Posted By Nava On December 5, 2010 @ 12:09 pm In Recipes,Simple Sauces and Such | 11 Comments

[1]This is one of the most luscious, versatile sauces in my repertoire—it tastes great on sweet potatoes, grains, vegetables, and noodles. Adapted from Vegan Express. [2] Photo by Susan Voisin, Fatfreevegan.com. [3]

Makes about 2 cups

  • 2 teaspoons olive oil
  • 1/2 medium red, orange, or yellow bell pepper, finely diced
  • 2 to 3 scallions, minced
  • 1 cup finely diced tomato
  • 1 tablespoon unbleached white flour
  • 1 cup vegetable stock or water
  • 1/2 cup cashew butter
  • 1/2 teaspoon good-quality curry powder
  • 1/2 teaspoon minced fresh or jarred ginger, optional
  • Salt and freshly ground pepper to taste

Heat the oil in a saucepan. Add the bell pepper and scallions and cook over medium-low heat until the bell pepper softens, about 4 minutes.

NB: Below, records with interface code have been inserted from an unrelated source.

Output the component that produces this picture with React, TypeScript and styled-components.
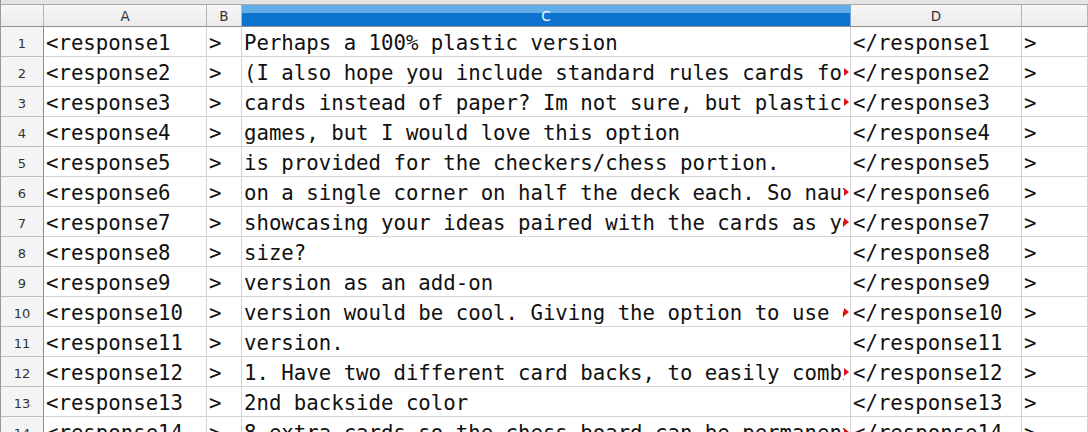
import React from "react";
import styled, { createGlobalStyle } from "styled-components";

const Global = createGlobalStyle`
  html, body { margin: 0; padding: 0; background: #ffffff; overflow: hidden; }
  #root { width: 1088px; height: 432px; overflow: hidden; }
`;

const COLS = "43px 163px 35px 609px 171px 1fr";

const Sheet = styled.div`
  width: 1088px;
  height: 432px;
  overflow: hidden;
  background: #ffffff;
  border-left: 1px solid #9a9a9a;
  box-sizing: border-box;
`;

const TopStrip = styled.div`
  height: 4px;
  background: #e4e4e4;
  border-bottom: 1px solid #a9a9a9;
`;

const HeaderRow = styled.div`
  display: grid;
  grid-template-columns: ${COLS};
  height: 22px;
`;

const HeadCell = styled.div<{ $active?: boolean }>`
  box-sizing: border-box;
  height: 22px;
  border-right: 1px solid ${(p) => (p.$active ? "#7aa9d6" : "#b5b5b5")};
  border-bottom: 1px solid #8e8e8e;
  background: ${(p) =>
    p.$active
      ? "linear-gradient(#62ade7 0, #62ade7 38%, #0c73cf 38%, #0c73cf 100%)"
      : "linear-gradient(#f6f6f6, #ececec)"};
  color: ${(p) => (p.$active ? "#f4f8ff" : "#333333")};
  font-family: "DejaVu Sans", "Noto Sans", sans-serif;
  font-size: 13.5px;
  display: flex;
  align-items: center;
  justify-content: center;
`;

const Row = styled.div`
  display: grid;
  grid-template-columns: ${COLS};
  height: 30px;
`;

const RowNum = styled.div`
  box-sizing: border-box;
  height: 30px;
  padding-top: 3px;
  border-right: 1px solid #8e8e8e;
  border-bottom: 1px solid #bdbdbd;
  background: #f4f4f4;
  color: #333;
  font-family: "DejaVu Sans", "Noto Sans", sans-serif;
  font-size: 13px;
  display: flex;
  align-items: center;
  justify-content: center;
`;

const Cell = styled.div`
  position: relative;
  box-sizing: border-box;
  height: 30px;
  border-right: 1px solid #d3d3d3;
  border-bottom: 1px solid #d3d3d3;
  padding-left: 2px;
  padding-top: 3px;
  font-family: "DejaVu Sans Mono", "Liberation Mono", monospace;
  font-size: 20.7px;
  line-height: 26px;
  color: #111111;
  white-space: pre;
  overflow: hidden;
`;

const Clip = styled.span`
  display: block;
  width: calc(100% - 6px);
  overflow: hidden;
`;

const Overflow = styled.span`
  position: absolute;
  right: 1px;
  top: 11px;
  width: 0;
  height: 0;
  border-left: 5px solid #e0101a;
  border-top: 4px solid transparent;
  border-bottom: 4px solid transparent;
`;

const texts = [
  "Perhaps a 100% plastic version",
  "(I also hope you include standard rules cards for each game)",
  "cards instead of paper? Im not sure, but plastic cards last longer",
  "games, but I would love this option",
  "is provided for the checkers/chess portion.",
  "on a single corner on half the deck each. So nautical themes",
  "showcasing your ideas paired with the cards as you go",
  "size?",
  "version as an add-on",
  "version would be cool. Giving the option to use either",
  "version.",
  "1. Have two different card backs, to easily combine decks",
  "2nd backside color",
  "8 extra cards so the chess board can be permanent",
];

const MAX_CHARS = 48;

export default function App() {
  return (
    <>
      <Global />
      <Sheet>
        <TopStrip />
        <HeaderRow>
          <HeadCell />
          <HeadCell>A</HeadCell>
          <HeadCell>B</HeadCell>
          <HeadCell $active>C</HeadCell>
          <HeadCell>D</HeadCell>
          <HeadCell />
        </HeaderRow>
        {texts.map((t, i) => (
          <Row key={i}>
            <RowNum>{i + 1}</RowNum>
            <Cell>{`<response${i + 1}`}</Cell>
            <Cell>{">"}</Cell>
            <Cell>
              <Clip>{t}</Clip>
              {t.length > MAX_CHARS && <Overflow />}
            </Cell>
            <Cell>{`</response${i + 1}`}</Cell>
            <Cell>{">"}</Cell>
          </Row>
        ))}
      </Sheet>
    </>
  );
}
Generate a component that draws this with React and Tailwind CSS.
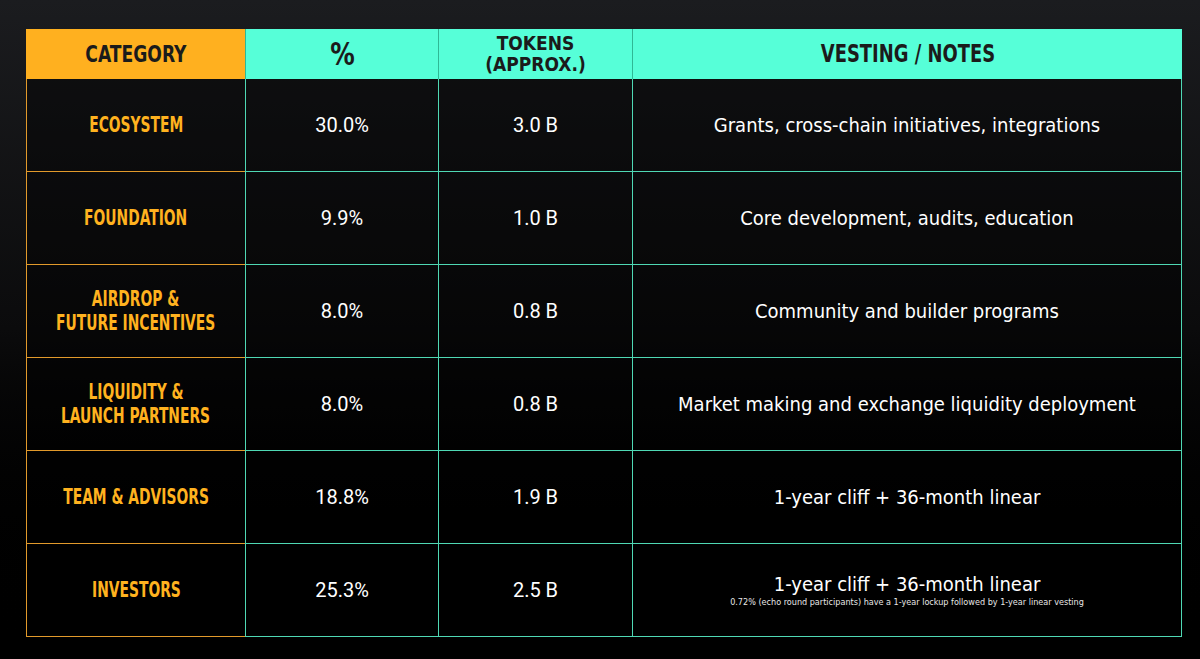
const display = "font-['Liberation_Sans_Narrow','DejaVu_Sans_Condensed',sans-serif] font-bold uppercase";
const narrow = "font-['Liberation_Sans_Narrow','DejaVu_Sans_Condensed',sans-serif]";
const roboto = "font-['Roboto','Liberation_Sans',sans-serif]";

const rows = [
  { cat: ["Ecosystem"], pct: "30.0%", tokens: "3.0 B", note: "Grants, cross-chain initiatives, integrations" },
  { cat: ["Foundation"], pct: "9.9%", tokens: "1.0 B", note: "Core development, audits, education" },
  { cat: ["Airdrop &", "Future Incentives"], pct: "8.0%", tokens: "0.8 B", note: "Community and builder programs" },
  { cat: ["Liquidity &", "Launch Partners"], pct: "8.0%", tokens: "0.8 B", note: "Market making and exchange liquidity deployment" },
  { cat: ["Team & Advisors"], pct: "18.8%", tokens: "1.9 B", note: "1-year cliff + 36-month linear" },
  {
    cat: ["Investors"],
    pct: "25.3%",
    tokens: "2.5 B",
    note: "1-year cliff + 36-month linear",
    sub: "0.72% (echo round participants) have a 1-year lockup followed by 1-year linear vesting",
  },
];

const tealCell = "border-l border-b border-[#4fd8b4] bg-black/40 flex items-center justify-center text-white";
const tealHead = `bg-[#56ffd8] text-[#1b1b1b] border-l border-[#2fb895] flex flex-col items-center justify-center ${display}`;

export default function App() {
  return (
    <div className="w-[1200px] h-[659px] overflow-hidden bg-gradient-to-b from-[#1b1c1f] via-[#0b0b0c] to-black pt-[29px] pl-[26px]">
      <div className="grid grid-cols-[219px_193px_194px_550px] grid-rows-[50px_repeat(6,93px)] w-[1156px]">
        {/* header */}
        <div className={`bg-[#ffb01f] text-[#1b1b1b] flex items-center justify-center text-[23px] ${display}`}>
          <span className="inline-block whitespace-nowrap scale-x-[0.83]">Category</span>
        </div>
        <div className={`${tealHead} text-[32px]`}>
          <span className="inline-block scale-x-[0.85]">%</span>
        </div>
        <div className={`${tealHead} text-[19px] leading-[21px]`}>
          <span className="inline-block whitespace-nowrap">Tokens</span>
          <span className="inline-block whitespace-nowrap">(Approx.)</span>
        </div>
        <div className={`${tealHead} text-[24px]`}>
          <span className="inline-block whitespace-nowrap scale-x-[0.83]">Vesting / Notes</span>
        </div>

        {rows.map((r) => (
          <div key={r.pct + r.note + r.cat[0]} className="contents">
            <div className={`border-l border-b border-[#e29a2b] bg-black/40 flex flex-col items-center justify-center text-[#ffb21f] text-[22px] leading-[24px] ${display}`}>
              {r.cat.map((c) => (
                <span key={c} className="inline-block whitespace-nowrap scale-x-[0.7]">
                  {c}
                </span>
              ))}
            </div>
            <div className={`${tealCell} text-[20px] ${roboto}`}>{r.pct}</div>
            <div className={`${tealCell} text-[20px] ${roboto}`}>{r.tokens}</div>
            <div className={`${tealCell} border-r flex-col ${narrow}`}>
              <span className="text-[20px] leading-[24px]">{r.note}</span>
              {r.sub && <span className="text-[9px] leading-[12px] text-[#e6e6e6]">{r.sub}</span>}
            </div>
          </div>
        ))}
      </div>
    </div>
  );
}
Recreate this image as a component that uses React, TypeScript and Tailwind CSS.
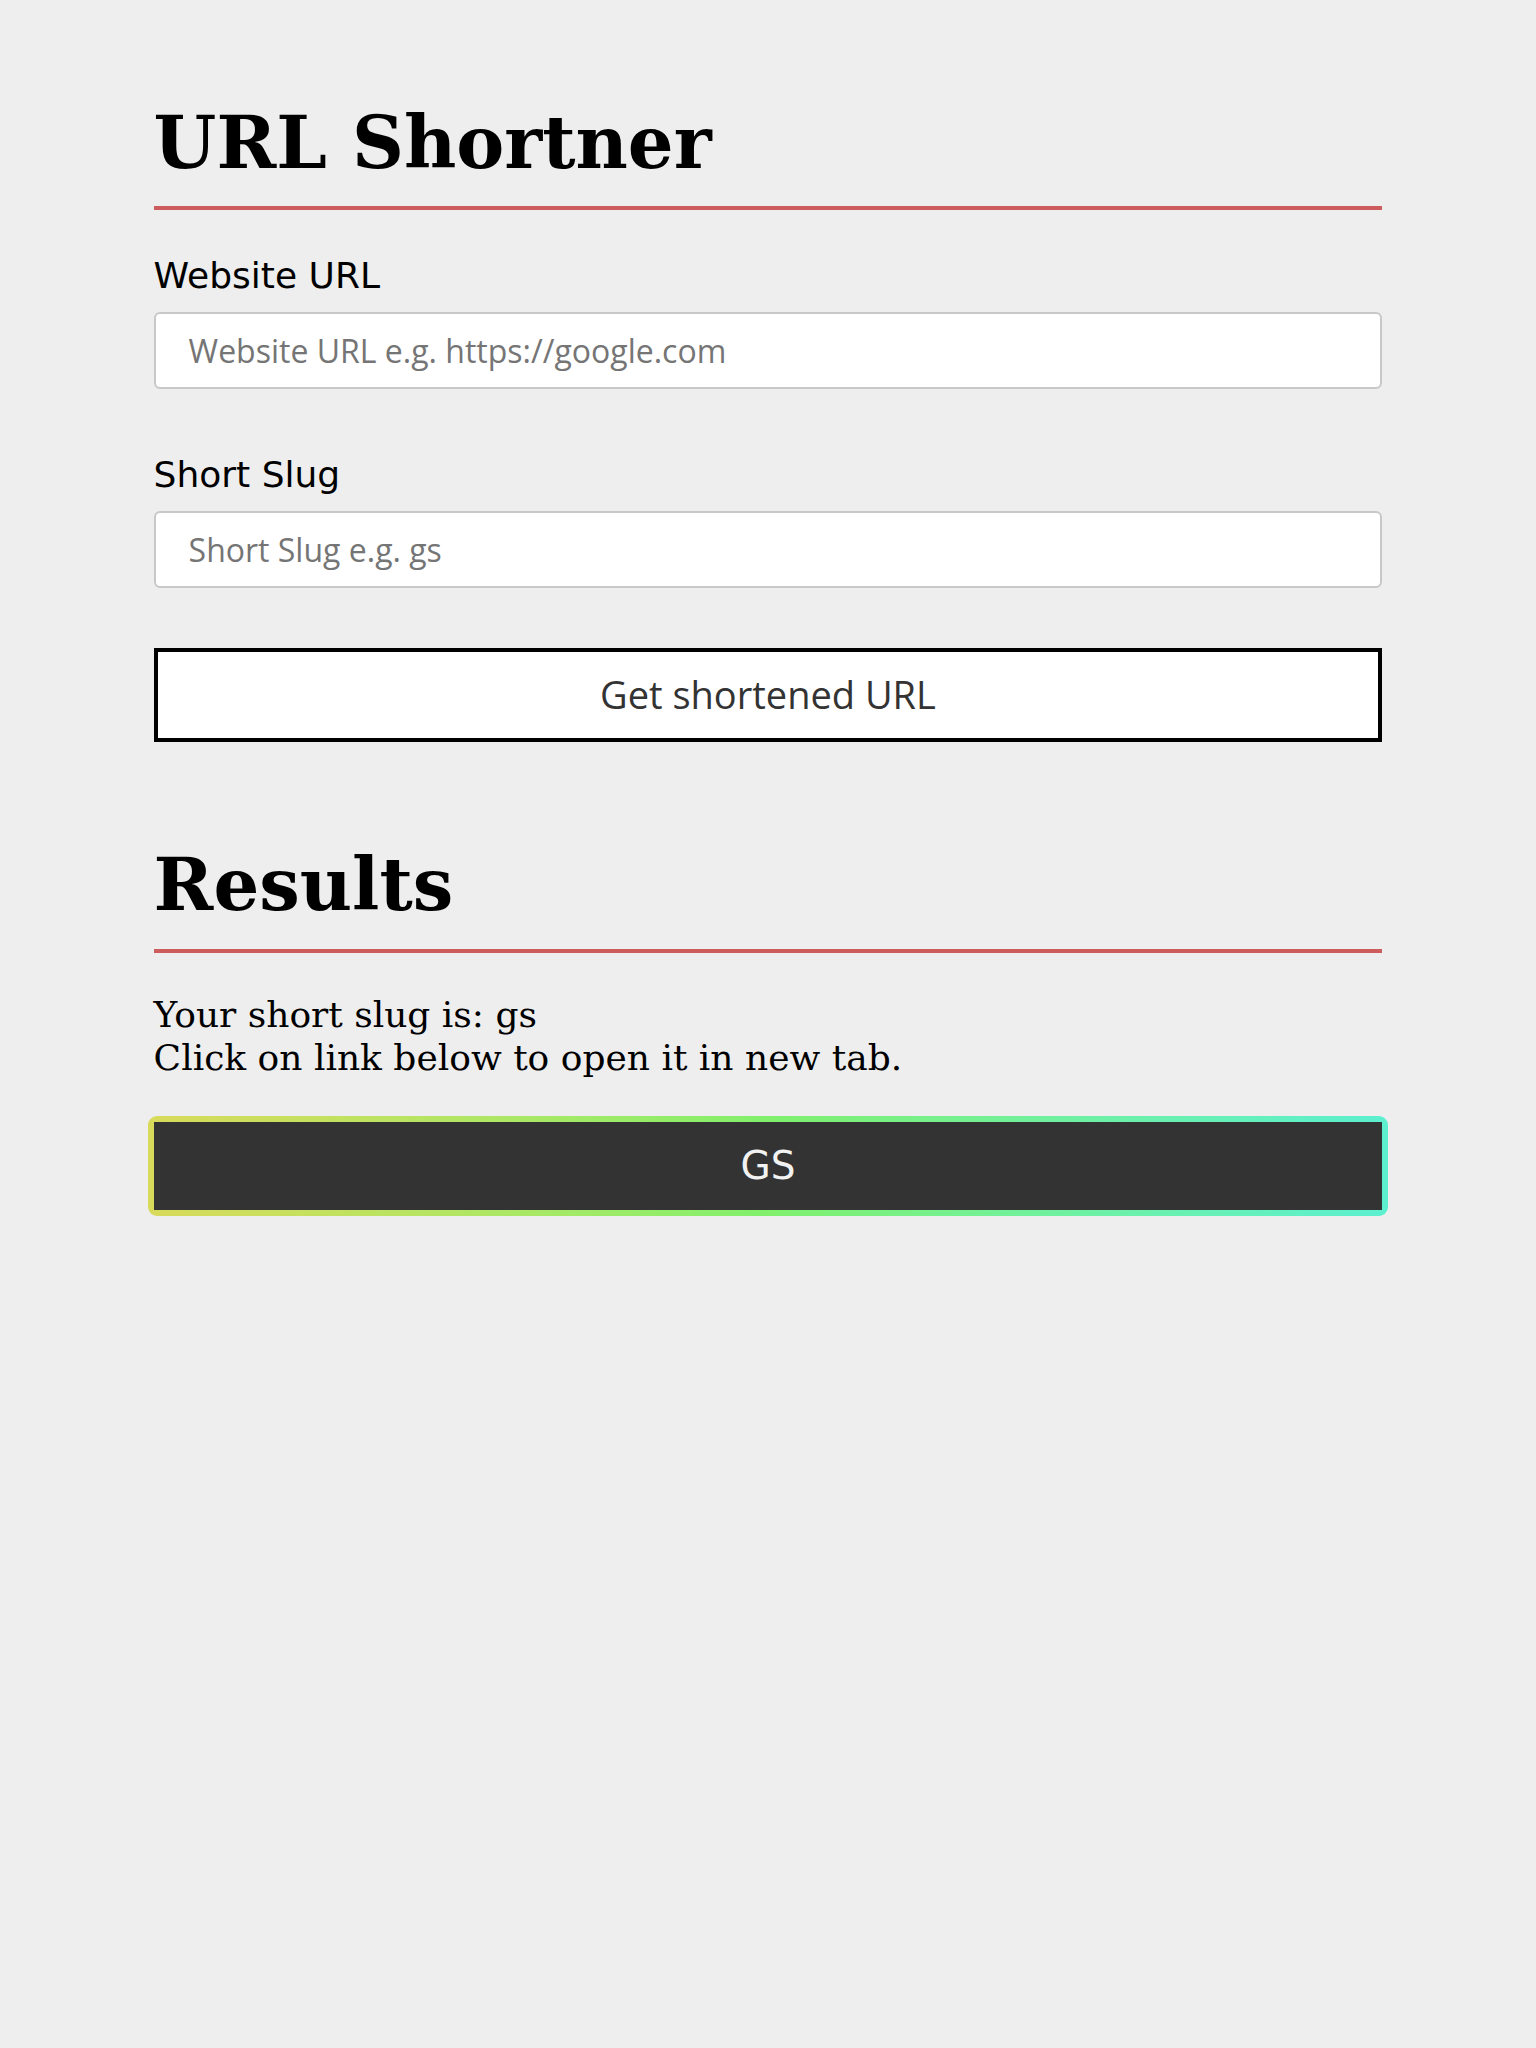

Add the tomato and cook for 3 to 4 minutes longer, stirring, until it softens.

Sprinkle the flour in and stir until well blended with the vegetables. Pour in the water and bring to a gentle simmer.

Whisk in the cashew butter, then add the curry and optional ginger. Cook for another 2 to 3 minutes, until smooth and thick. Season with salt and pepper, then serve at once. Or, cover until needed, then heat through before serving.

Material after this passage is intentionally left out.